This setting is also known as a bead setting and in the case of especially small stones, may be called a micro-pavé setting. Diamonds are said to be pavé-set when they are as small as .01-.02 carats and any smaller than that would be called micro-pavé.
Pros of a Pavé Setting
- Highlights the center stone
- Magnifies the ring’s overall brilliance with side stones
- Provides extra sparkle to a lower-set or less sparkly center stone
- Can be designed in a modern or vintage style
Cons of a Pavé Setting
- Sizing and resizing can be quite difficult if the ring is pavé set around the full band
- Although highly unlikely, minimal risk of losing side stones exists
- We recommend confirming ring size early in the design process in order to prevent any problems with fit when the ring is finished.
8) HALO SETTING
The halo setting refers to the placement of diamonds or other gemstones in a concentric circle or square around a center stone. The halo setting makes the center stone appear larger—a great option to boost the appearance of a small diamond—and it increases the overall sparkle of the ring.
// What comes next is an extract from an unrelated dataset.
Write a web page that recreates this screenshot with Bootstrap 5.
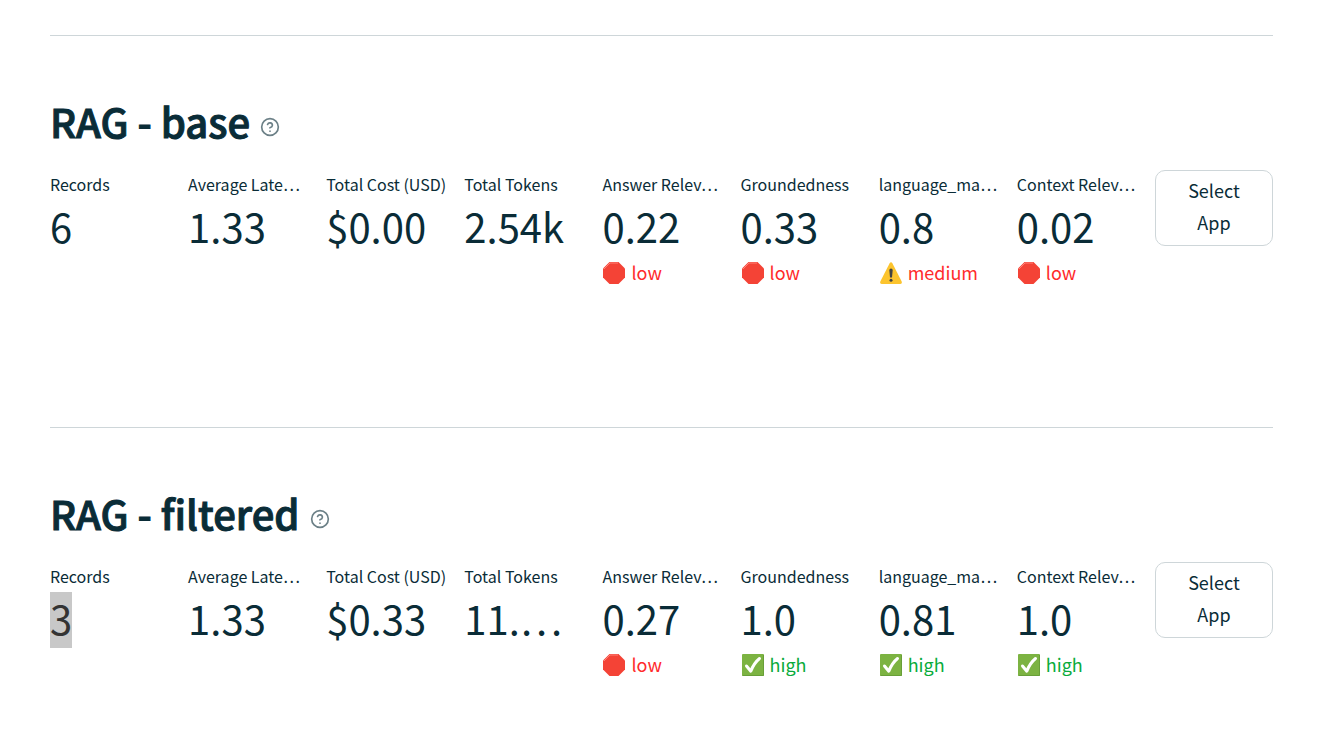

A halo setting, then, can be a way to save money on a smaller-carat diamond while not sacrificing the overall appearance of the ring. In addition, adding a halo of colored gemstones or setting the halo diamonds with a different color metal can make for a contrast in colors.
Halos are often paired with pavé bands (see example below) but could certainly stand on their own with a simple unadorned band. And as the name implies, a double halo setting consists of two concentric circles of gemstones that encircle the center stone.
Pros of a Halo Setting
- Boosts the appearance of a smaller Carat center diamond
- Enhances overall sparkle due to surrounding stones
- Securely holds and protects the center stone
- Supports and complements a variety of Diamond Shapes
- Contrast can be built with a halo of colored metal or gemstones
Cons of a Halo Setting
- Tiny side stones may become loose
- Resizing can be difficult depending on the number of side stones that line the band
9) CATHEDRAL SETTING
The cathedral setting is one of the most elegant and classic engagement ring settings. Similar to the graceful arches of a cathedral, this ring setting uses arches of metal to hold the diamond or other gemstone.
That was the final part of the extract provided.